Corpania Ideas

CAVEAT! I'm an amateur philosopher and idea-generator. I am NOT an investment professional. Don't take any of my advice before consulting with an attorney and also a duly licensed authority on finance. Seriously, this my personal blog of random ideas only for entertainment purposes. Don't be an idiot.

Sunday, April 25, 2010

My solution to the "Incalculable Derivatives" Accounting Problem!

I just solved the "Incalculable Derivatives" Accounting Problem!

When a well-known, well-respected "Whale" (Casino term for a big gambler) shows up in Vegas he often gets to gamble on credit extended by the Casino. But there is a maximum he can bet on credit before the casino will demand a wire-transfer payment. The casino decides what amount the whale is good for on-credit and beyond that it's no more Mr.Nice Guy. If only Wall Street were so wise!

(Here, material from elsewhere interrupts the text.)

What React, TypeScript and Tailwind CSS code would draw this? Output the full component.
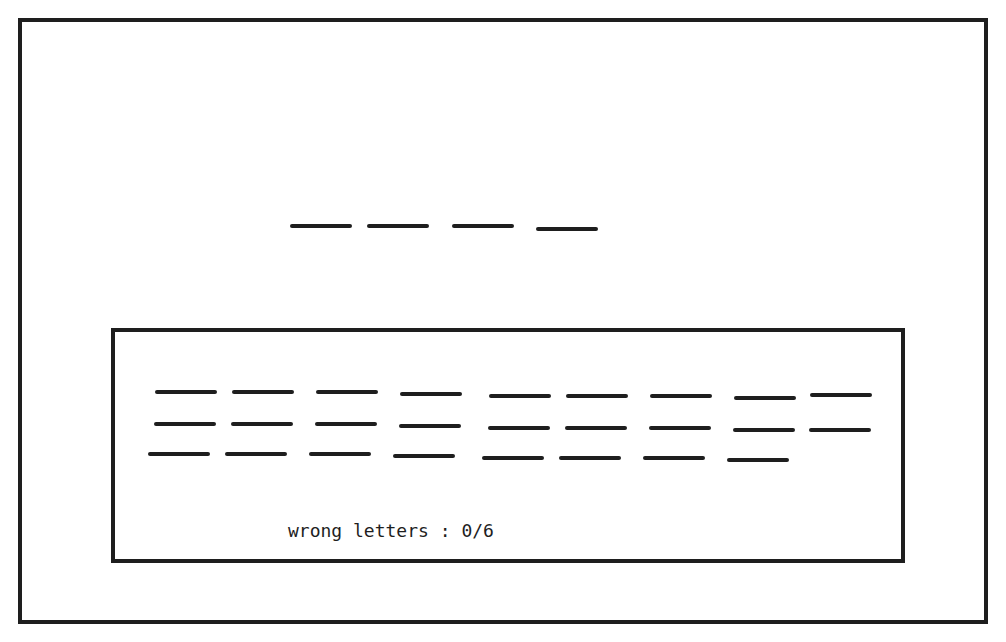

Here's my solution - Government/SEC should mandate that ALL future derivatives have a "maximum value".

e.g. a Call Option could then be a right to buy a given security at a certain strike price (as normal) but the change would be that the right can be exercised no more than X amount "in the money" (where X is an extremely big number). So Google stock is trading at $550 a share and this extreme derivative call option (for a single share) has a strike price of $10,000 with an expiration date of 3 months from now. Because it is so "out of the money" it trades for $0.01 and some bank is selling millions of these options because it's so utterly sure Google won't rise above it. Without my idea, if Google goes to $20,000 per share just before expiration then each option that the bank sold for $0.01 it will now have to pay out at $10,000. Consequently, if the bank sold millions it would be "on the hook" for tens of billions in losses. But with my idea, X could be "ten thousand times the original price of the derivative". So any investment in a derivative could get a 10,000 ROI but no more. In that specific Google hypothetical example the X number is "10,000" which is multiplied by the price "$0.01" which would equal $100. So when the option was exercised the strike price would "reset" to $100 less than the current price (which would then be $19,900).

For over 99.999% of derivatives, well over 99.999% of the time, this wouldn't make a difference to either party (buyer or seller) because X would be such an extremely big number. And for when the markets go crazy, there is a maximum loss/gain that would limit absurd swings that serve no value to the economy. Consequently, all future "toxic assets" would have a known upside & downside for much more effective accounting!

When one bank wants to write uncovered calls (or any "naked" derivatives) it would have to list publicly (to the rest of the market) what its maximum downside pay-out would be. Then we wouldn't have the problem of "incalculable derivatives". And hopefully, that would lead to more judicious investing.